The club said the marsupial was caught, and the booth has since been renovated.
“This ownership group has just made it abundantly clear that they would never spend a dime they didn’t have to,” said Gordon, who was a beloved Coliseum vendor and, as he led chants (“Give me an A! What’s that spell?”) in a throwback, red-and-white striped vest, essentially became a mascot from 2016-22. “Until they figured out what stadium to be at.”
The club does not dispute the stadium is in disrepair and said in a statement that the Coliseum, which opened in 1966, is “past its useful life.”
The club does dispute that it is solely responsible for upkeep.
The A’s, the Oakland-Alameda County Coliseum Authority and ASM Global, a venue and event management company, share the duties, which has led to a dilapidated park and the team seeking a home elsewhere.
The NFL’s Raiders, the Athletics’ former co-tenants in the Coliseum from 1966-81 and again from 1995-2019, already left for Las Vegas three years ago.
As the ballpark creaks and the team reeks, owner John Fisher and team president Dave Kaval have been lobbying in Nevada for hundreds of millions in public funding for a stadium on the Las Vegas strip. Perhaps they are posturing, trying to pressure Oakland into a deal sweeter for A’s ownership.
What’s next for the A’s is unclear. Gordon pegged it at 90 percent sure the team would leave because Fisher has made it clear he wants to.

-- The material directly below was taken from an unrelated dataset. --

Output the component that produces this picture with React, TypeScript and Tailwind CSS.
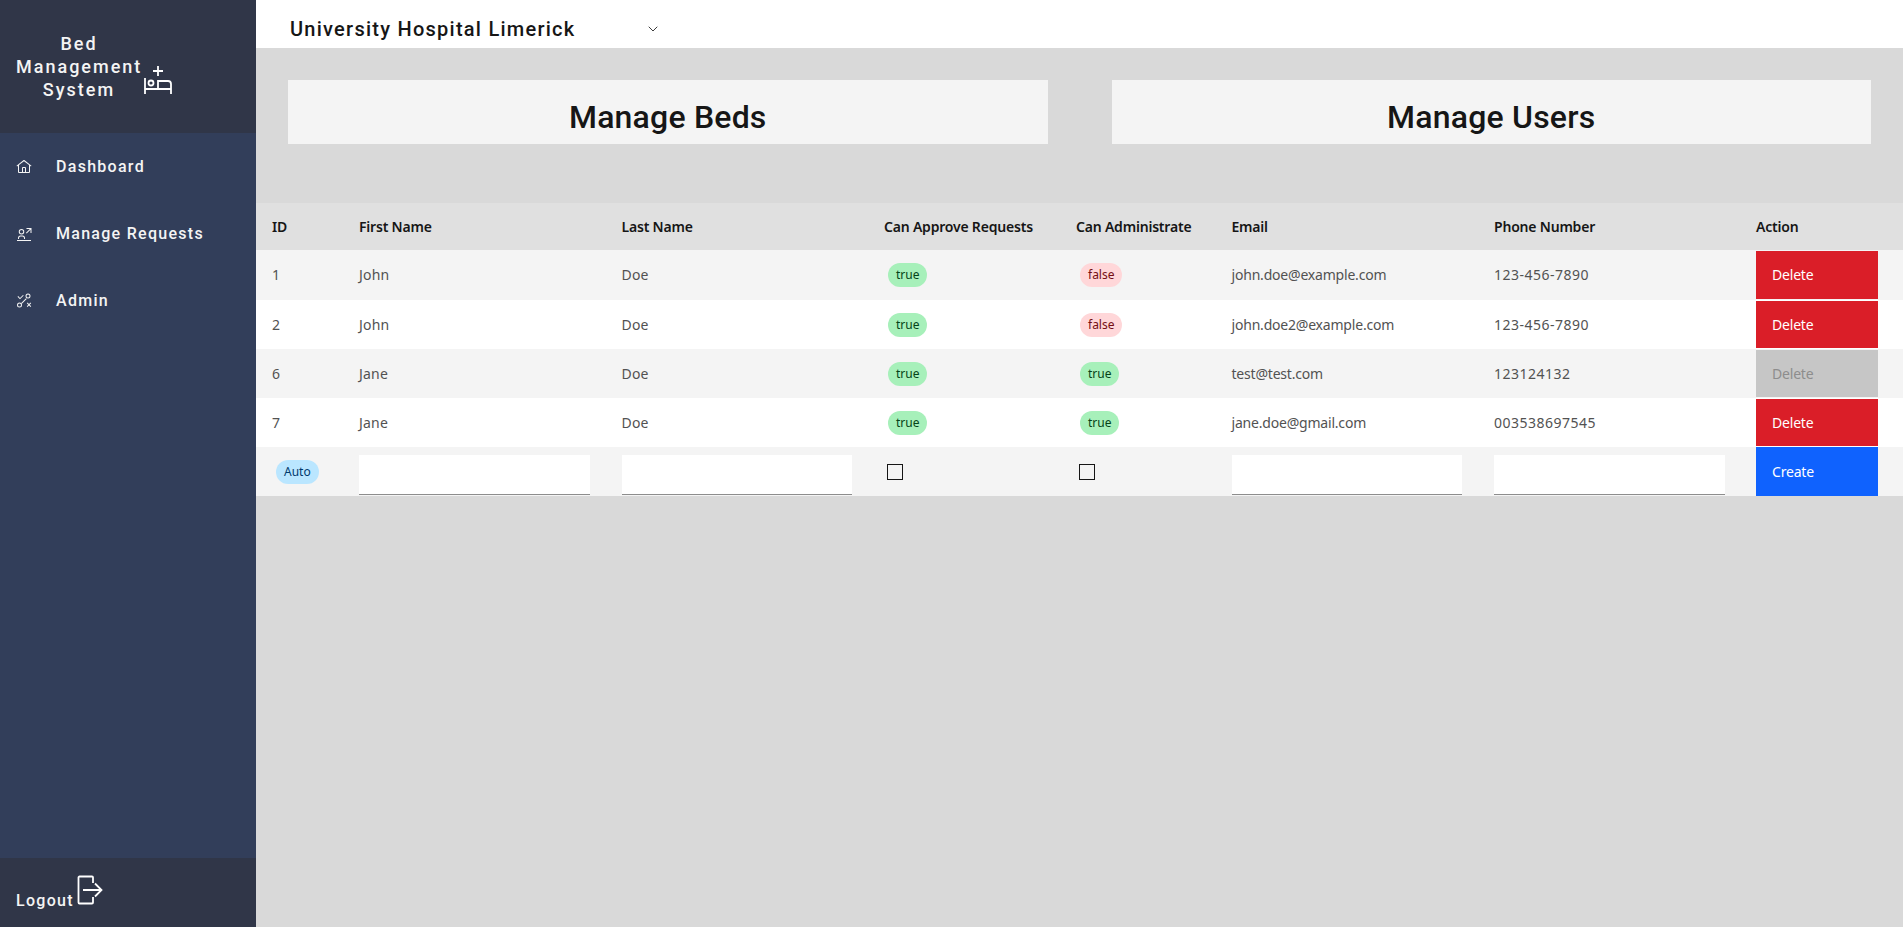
import { ChevronDown } from 'lucide-react';

type Person = {
    id: number;
    first: string;
    last: string;
    approve: boolean;
    admin: boolean;
    email: string;
    phone: string;
    locked?: boolean;
};

const people: Person[] = [
    { id: 1, first: 'John', last: 'Doe', approve: true, admin: false, email: 'john.doe@example.com', phone: '123-456-7890' },
    { id: 2, first: 'John', last: 'Doe', approve: true, admin: false, email: 'john.doe2@example.com', phone: '123-456-7890' },
    { id: 6, first: 'Jane', last: 'Doe', approve: true, admin: true, email: 'test@test.com', phone: '123124132', locked: true },
    { id: 7, first: 'Jane', last: 'Doe', approve: true, admin: true, email: 'jane.doe@gmail.com', phone: '003538697545' },
];

const headers = ['ID', 'First Name', 'Last Name', 'Can Approve Requests', 'Can Administrate', 'Email', 'Phone Number', 'Action'];

function HomeIcon() {
    return (
        <svg width="16" height="16" viewBox="0 0 32 32" fill="currentColor">
            <path d="M16.61 2.21a1 1 0 0 0-1.24 0L1 13.42 2.24 15 4 13.62V26a2 2 0 0 0 2 2h20a2 2 0 0 0 2-2V13.63L29.76 15 31 13.43zM18 26h-4v-8h4zm2 0v-8a2 2 0 0 0-2-2h-4a2 2 0 0 0-2 2v8H6V12.06l10-7.79 10 7.8V26z" />
        </svg>
    );
}

function RequestsIcon() {
    return (
        <svg width="16" height="16" viewBox="0 0 32 32" fill="currentColor">
            <path d="M2 28h28v2H2zM11 8a3.5 3.5 0 1 1-3.5 3.5A3.5 3.5 0 0 1 11 8m0-2a5.5 5.5 0 1 0 5.5 5.5A5.5 5.5 0 0 0 11 6zM4 26v-2a5 5 0 0 1 5-5h4a5 5 0 0 1 5 5v2h-2v-2a3 3 0 0 0-3-3H9a3 3 0 0 0-3 3v2zM21 4v2h6.6L20 13.6 21.4 15 29 7.4V14h2V4z" />
        </svg>
    );
}

function AdminIcon() {
    return (
        <svg width="16" height="16" viewBox="0 0 32 32" fill="currentColor">
            <path d="M24 3a3 3 0 1 1-3 3 3 3 0 0 1 3-3m0-2a5 5 0 1 0 5 5 5 5 0 0 0-5-5zM7 21a3 3 0 1 1-3 3 3 3 0 0 1 3-3m0-2a5 5 0 1 0 5 5 5 5 0 0 0-5-5zM8 12.6l-5-5L4.4 6.2 8 9.8l6-6 1.4 1.4zM30.4 20.4 29 19l-3 3-3-3-1.4 1.4 3 3-3 3L23 27.8l3-3 3 3 1.4-1.4-3-3zM10.4 20 20 10.4l1.4 1.4-9.6 9.6z" />
        </svg>
    );
}

function HospitalBedIcon() {
    return (
        <svg width="30" height="32" viewBox="0 0 30 32" fill="none" stroke="currentColor" strokeWidth="1.8">
            <path d="M15 2v10M10 7h10" />
            <path d="M2 14v16M2 25h26M28 30v-10a3 3 0 0 0-3-3H15v8" />
            <circle cx="8" cy="19" r="2.5" />
        </svg>
    );
}

function LogoutIcon() {
    return (
        <svg width="26" height="30" viewBox="0 0 26 30" fill="none" stroke="currentColor" strokeWidth="1.8">
            <path d="M16 8V2.5a1 1 0 0 0-1-1H2.5a1 1 0 0 0-1 1v25a1 1 0 0 0 1 1H15a1 1 0 0 0 1-1V22" />
            <path d="M6 15h18M18 8.5l6.5 6.5-6.5 6.5" />
        </svg>
    );
}

function Tag({ value, label }: { value: 'green' | 'red' | 'blue'; label: string }) {
    const tone =
        value === 'green'
            ? 'bg-[#a7f0ba] text-[#044317]'
            : value === 'red'
              ? 'bg-[#ffd7d9] text-[#750e13]'
              : 'bg-[#bae6ff] text-[#003a6d]';
    return (
        <span className={`ml-1 inline-flex h-6 items-center rounded-[15px] px-2 text-xs tracking-normal ${tone}`}>{label}</span>
    );
}

function TextInput() {
    return <input type="text" className="block h-10 w-[230.6px] border-b border-[#8d8d8d] bg-white outline-none" />;
}

function NavItem({ icon, label }: { icon: React.ReactNode; label: string }) {
    return (
        <a className="flex h-[67px] items-center pl-4 font-medium tracking-[1.28px] text-[#f4f4f4]">
            <span className="w-10 shrink-0">{icon}</span>
            {label}
        </a>
    );
}

export default function App() {
    return (
        <div className="flex h-screen overflow-hidden bg-[#d9d9d9] font-['Roboto',sans-serif]">
            {/* SIDEBAR */}
            <aside className="flex w-[256px] shrink-0 flex-col bg-[#323e5a] text-white">
                <div className="flex h-[133px] items-center bg-[#303648] pl-4">
                    <h1 className="w-[126px] text-center text-lg leading-[23px] font-medium tracking-[2px] text-[#f4f4f4]">
                        Bed Management System
                    </h1>
                    <span className="ml-px mt-[64px] self-start">
                        <HospitalBedIcon />
                    </span>
                </div>
                <nav className="flex-1">
                    <NavItem icon={<HomeIcon />} label="Dashboard" />
                    <NavItem icon={<RequestsIcon />} label="Manage Requests" />
                    <NavItem icon={<AdminIcon />} label="Admin" />
                </nav>
                <div className="flex h-[69px] bg-[#303648] pt-[17px] pl-4">
                    <span className="mt-[14px] font-medium tracking-[1.28px] text-[#f4f4f4]">Logout</span>
                    <span className="ml-[3px]">
                        <LogoutIcon />
                    </span>
                </div>
            </aside>

            <main className="min-w-0 flex-1">
                {/* HOSPITAL SELECT */}
                <div className="flex h-12 items-center bg-white pt-[9px] pl-[34px]">
                    <span className="w-[355px] text-xl font-medium tracking-[1.25px] text-[#161616]">University Hospital Limerick</span>
                    <ChevronDown className="h-4 w-4 text-[#161616]" strokeWidth={1.25} />
                </div>

                {/* CARDS */}
                <div className="grid grid-cols-2 gap-16 px-8 pt-8 pb-[59px]">
                    <div className="flex h-16 items-center justify-center bg-[#f4f4f4] pt-[10px] text-[32px] font-medium tracking-[0.2px] text-[#161616]">
                        Manage Beds
                    </div>
                    <div className="flex h-16 items-center justify-center bg-[#f4f4f4] pt-[10px] text-[32px] font-medium tracking-[0.2px] text-[#161616]">
                        Manage Users
                    </div>
                </div>

                {/* USERS TABLE */}
                <table className="w-full table-fixed border-collapse font-['Noto_Sans',sans-serif] text-sm tracking-[-0.2px]">
                    <colgroup>
                        <col className="w-[87px]" />
                        <col className="w-[262.5px]" />
                        <col className="w-[262.5px]" />
                        <col className="w-[192px]" />
                        <col className="w-[155.5px]" />
                        <col className="w-[262.5px]" />
                        <col className="w-[262px]" />
                        <col />
                    </colgroup>
                    <thead>
                        <tr className="h-[47px] bg-[#e0e0e0]">
                            {headers.map((h) => (
                                <th key={h} className="px-4 text-left font-semibold whitespace-nowrap text-[#161616]">
                                    {h}
                                </th>
                            ))}
                        </tr>
                    </thead>
                    <tbody className="text-[#525252]">
                        {people.map((p, i) => (
                            <tr key={p.id} className={`${i === 0 ? 'h-[50px]' : 'h-[49px]'} ${i % 2 === 0 ? 'bg-[#f4f4f4]' : 'bg-white'}`}>
                                <td className="px-4">{p.id}</td>
                                <td className="px-4 tracking-[0.2px]">{p.first}</td>
                                <td className="px-4 tracking-[0.2px]">{p.last}</td>
                                <td className="px-4">
                                    <Tag value={p.approve ? 'green' : 'red'} label={String(p.approve)} />
                                </td>
                                <td className="px-4">
                                    <Tag value={p.admin ? 'green' : 'red'} label={String(p.admin)} />
                                </td>
                                <td className="px-4 whitespace-nowrap">{p.email}</td>
                                <td className="px-4 tracking-[0.5px]">{p.phone}</td>
                                <td className="py-px pl-4">
                                    <button
                                        className={`block w-[122px] pl-4 text-left ${i === 0 ? 'h-[48px]' : 'h-[47px]'} ${p.locked ? 'bg-[#c6c6c6] text-[#8d8d8d]' : 'bg-[#da1e28] text-white'}`}
                                    >
                                        Delete
                                    </button>
                                </td>
                            </tr>
                        ))}
                        <tr className="h-[49px] bg-[#f4f4f4]">
                            <td className="px-4">
                                <Tag value="blue" label="Auto" />
                            </td>
                            <td className="px-4 pt-2 align-top">
                                <TextInput />
                            </td>
                            <td className="px-4 pt-2 align-top">
                                <TextInput />
                            </td>
                            <td className="px-4">
                                <span className="ml-[3px] block h-4 w-4 border border-[#161616]" />
                            </td>
                            <td className="px-4">
                                <span className="ml-[3px] block h-4 w-4 border border-[#161616]" />
                            </td>
                            <td className="px-4 pt-2 align-top">
                                <TextInput />
                            </td>
                            <td className="px-4 pt-2 align-top">
                                <TextInput />
                            </td>
                            <td className="pl-4">
                                <button className="block h-[49px] w-[122px] bg-[#0f62fe] pl-4 text-left text-white">Create</button>
                            </td>
                        </tr>
                    </tbody>
                </table>
            </main>
        </div>
    );
}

A “reverse boycott” is planned for June 13, in which fans will show up in part to show they exist.
“It’s going to be huge and loud,” Gordon said. “The fans are wanting to prove to both themselves and prove to baseball that Oakland loves baseball. … It’s not us. It’s them.”
What’s next for the 2023 A’s is more clear.
They will be bad, and it’s only a matter of degree that has become fascinating.
As is the team’s tendency, useful players likely will be dealt at the trade deadline, which would lead to an even worse club playing in front of a fan base with little reason to attend games.
Out of an ugly fight between a baseball team and a city could arise the worst baseball team of all time.